(TASK PROMPT): Starting with the first line below, extract each line through the one that contains "import React from 'react';", inclusive, excluding pictures.

--- --- ---

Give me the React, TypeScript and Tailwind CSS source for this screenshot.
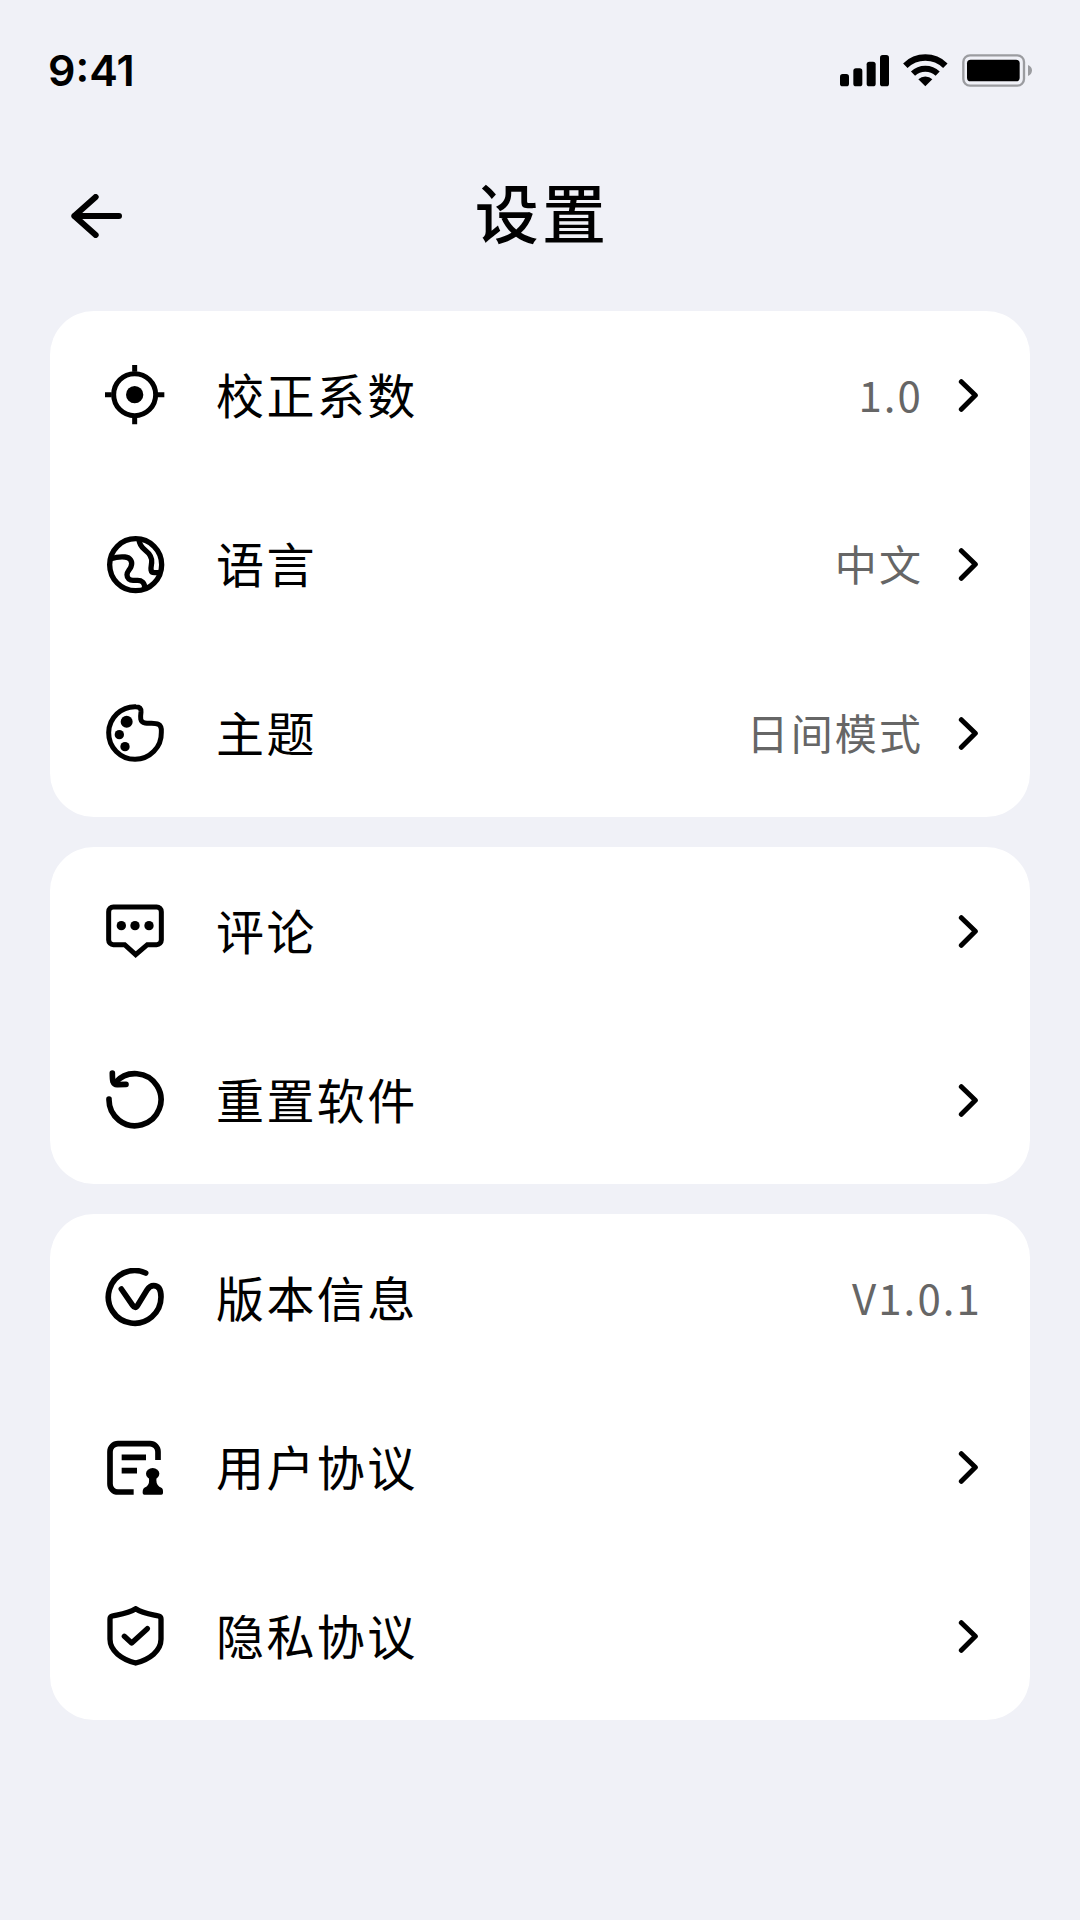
import React from 'react';

const TargetIcon = () => (
  <svg className="size-[60px] shrink-0" viewBox="0 0 180 180" fill="none" stroke="currentColor" strokeWidth="15" aria-hidden="true">
    <circle cx="89" cy="89" r="63" />
    <circle cx="89" cy="89" r="26" fill="currentColor" stroke="none" />
    <path d="M89 0V20M89 158V178M0 89H20M158 89H178" />
  </svg>
);

const GlobeIcon = () => (
  <svg className="size-[60px] shrink-0" viewBox="0 0 180 180" fill="none" stroke="currentColor" strokeWidth="16" aria-hidden="true">
    <circle cx="92" cy="92" r="78" />
    <path d="M18 74C30 70 48 68 60 69C76 70 84 84 78 98C74 108 66 112 66 122C66 134 74 139 84 139H98C110 139 119 146 119 160" />
    <path d="M102 16C103 32 110 40 120 48C134 59 142 70 140 86C138 100 134 116 148 116H164" />
  </svg>
);

const PaletteIcon = () => (
  <svg className="size-[60px] shrink-0" viewBox="0 0 180 180" fill="none" stroke="currentColor" strokeWidth="15" aria-hidden="true">
    <path d="M93 11C103 11 109 17 108 27C106 42 104 58 120 60C136 62 150 58 160 64C168 68 170 76 169 88A79 79 0 1 1 93 11Z" />
    <g fill="currentColor" stroke="none">
      <circle cx="65" cy="56" r="18" />
      <circle cx="43" cy="95" r="14" />
      <circle cx="60" cy="131" r="14" />
    </g>
  </svg>
);

const CommentIcon = () => (
  <svg className="size-[60px] shrink-0" viewBox="0 0 180 180" fill="none" stroke="currentColor" strokeWidth="15" aria-hidden="true">
    <path d="M25 18H155A14 14 0 0 1 169 32V117A14 14 0 0 1 155 131H127L92 161L59 131H25A14 14 0 0 1 11 117V32A14 14 0 0 1 25 18Z" />
    <g fill="currentColor" stroke="none">
      <circle cx="49" cy="74" r="14" />
      <circle cx="90" cy="74" r="14" />
      <circle cx="132" cy="74" r="14" />
    </g>
  </svg>
);

const ResetIcon = () => (
  <svg className="size-[60px] shrink-0" viewBox="0 0 180 180" fill="none" stroke="currentColor" strokeWidth="17" strokeLinecap="round" strokeLinejoin="round" aria-hidden="true">
    <path d="M12 87A78 78 0 1 0 31 38" />
    <path d="M22 9C22 20 22 28 24 35Q28 45 38 44L63 43" />
  </svg>
);

const VersionIcon = () => (
  <svg className="size-[60px] shrink-0" viewBox="0 0 180 180" fill="none" stroke="currentColor" strokeWidth="17" strokeLinecap="round" strokeLinejoin="round" aria-hidden="true">
    <path d="M122 15A79 79 0 1 0 168 87C168 64 160 53 146 53C136 53 131 58 126 66L98 112Q91 124 83 112L49 63" />
  </svg>
);

const AgreementIcon = () => (
  <svg className="size-[60px] shrink-0" viewBox="0 0 180 180" fill="none" stroke="currentColor" strokeWidth="17" aria-hidden="true">
    <path d="M86 165H39A24 24 0 0 1 15 141V44A24 24 0 0 1 39 20H135A24 24 0 0 1 159 44V69" />
    <path d="M50 61H123M50 101H96" />
    <g fill="currentColor" stroke="none">
      <ellipse cx="143" cy="110" rx="20" ry="17" />
      <path d="M131 120Q136 140 124 149Q113 152 113 164V168Q113 173 118 173H169Q174 173 174 168V162Q174 152 163 149Q151 140 155 120Z" />
    </g>
  </svg>
);

const ShieldIcon = () => (
  <svg className="size-[60px] shrink-0" viewBox="0 0 180 180" fill="none" stroke="currentColor" strokeWidth="16" strokeLinecap="round" strokeLinejoin="round" aria-hidden="true">
    <path d="M92 8C70 22 44 25 22 30Q15 32 15 39V100C15 135 50 160 92 171C134 160 168 135 168 100V39Q168 32 161 30C139 25 113 22 92 8Z" />
    <path d="M58 91L80 111L127 68" />
  </svg>
);

const Chevron = () => (
  <svg className="ml-7 h-[33px] w-[35px] shrink-0" viewBox="0 0 105 99" fill="none" stroke="currentColor" strokeWidth="15" strokeLinecap="round" strokeLinejoin="round" aria-hidden="true">
    <path d="M31 8L73 49L31 91" />
  </svg>
);

type Item = {
  label: string;
  icon: React.ComponentType;
  value?: string;
  readOnly?: boolean;
};

const groups: Item[][] = [
  [
    { label: '校正系数', icon: TargetIcon, value: '1.0' },
    { label: '语言', icon: GlobeIcon, value: '中文' },
    { label: '主题', icon: PaletteIcon, value: '日间模式' },
  ],
  [
    { label: '评论', icon: CommentIcon },
    { label: '重置软件', icon: ResetIcon },
  ],
  [
    { label: '版本信息', icon: VersionIcon, value: 'V1.0.1', readOnly: true },
    { label: '用户协议', icon: AgreementIcon },
    { label: '隐私协议', icon: ShieldIcon },
  ],
];

const StatusBar = () => (
  <div className="flex h-[140px] items-center justify-between px-12">
    <span className="font-['Inter',sans-serif] text-[43px] leading-none font-semibold">9:41</span>
    <div className="flex items-center gap-[14px]">
      <svg className="h-[33px] w-[49px]" viewBox="0 0 147 99" fill="currentColor" aria-hidden="true">
        <rect x="0" y="60" width="27" height="37" rx="8" />
        <rect x="40" y="43" width="27" height="54" rx="8" />
        <rect x="80" y="23" width="27" height="74" rx="8" />
        <rect x="120" y="3" width="27" height="94" rx="8" />
      </svg>
      <svg className="h-[33px] w-[45px]" viewBox="0 0 135 99" fill="none" stroke="currentColor" aria-hidden="true">
        <path d="M7 35A86 86 0 0 1 127 35" strokeWidth="19" />
        <path d="M30 59A54 54 0 0 1 104 59" strokeWidth="18" />
        <path d="M67 97L46 76A31 31 0 0 1 88 76Z" fill="currentColor" stroke="none" />
      </svg>
      <svg className="h-[33px] w-[70px]" viewBox="0 0 210 99" fill="none" aria-hidden="true">
        <rect x="4" y="4" width="182" height="91" rx="20" stroke="#9b9ca0" strokeWidth="7" />
        <rect x="15" y="17" width="158" height="65" rx="11" fill="currentColor" />
        <path d="M198 33C206 36 210 42 210 49C210 57 206 63 198 66Z" fill="#9b9ca0" />
      </svg>
    </div>
  </div>
);

const SettingRow = ({ item }: { item: Item }) => {
  const Icon = item.icon;
  const content = (
    <>
      <Icon />
      <span className="ml-[51px] pb-1 text-5xl tracking-wider">{item.label}</span>
      <span className="ml-auto pb-1 text-[42px] tracking-wider text-[#666]">{item.value}</span>
    </>
  );

  if (item.readOnly) {
    return <div className="flex h-[168px] w-full items-center pr-12 pl-[55px]">{content}</div>;
  }

  return (
    <button type="button" className="flex h-[168px] w-full cursor-pointer items-center pr-[44px] pl-[55px] text-left">
      {content}
      <Chevron />
    </button>
  );
};

export default function App() {
  return (
    <div className="min-h-screen bg-[#f0f1f7] pb-[200px] font-['Noto_Sans_CJK_SC',sans-serif] text-black">
      <StatusBar />
      <header className="mb-[27px] grid h-[144px] grid-cols-[1fr_auto_1fr] items-center px-[71px]">
        <button type="button" aria-label="返回" className="w-fit cursor-pointer pt-2">
          <svg className="h-[44px] w-[51px]" viewBox="0 0 153 132" fill="none" stroke="currentColor" strokeWidth="18" strokeLinecap="round" strokeLinejoin="round" aria-hidden="true">
            <path d="M144 66H10M74 9L10 66L74 123" />
          </svg>
        </button>
        <h1 className="pb-1 pl-1 text-[64px] leading-none font-medium tracking-wider">设置</h1>
      </header>
      <main className="flex flex-col gap-[30px] px-[50px]">
        {groups.map((items, index) => (
          <ul key={index} className="flex flex-col gap-px rounded-[44px] bg-white">
            {items.map((item) => (
              <li key={item.label}>
                <SettingRow item={item} />
              </li>
            ))}
          </ul>
        ))}
      </main>
    </div>
  );
}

--- --- ---

(RESPONSE TO THE EXERCISE):
Give me the React, TypeScript and Tailwind CSS source for this screenshot.
import React from 'react';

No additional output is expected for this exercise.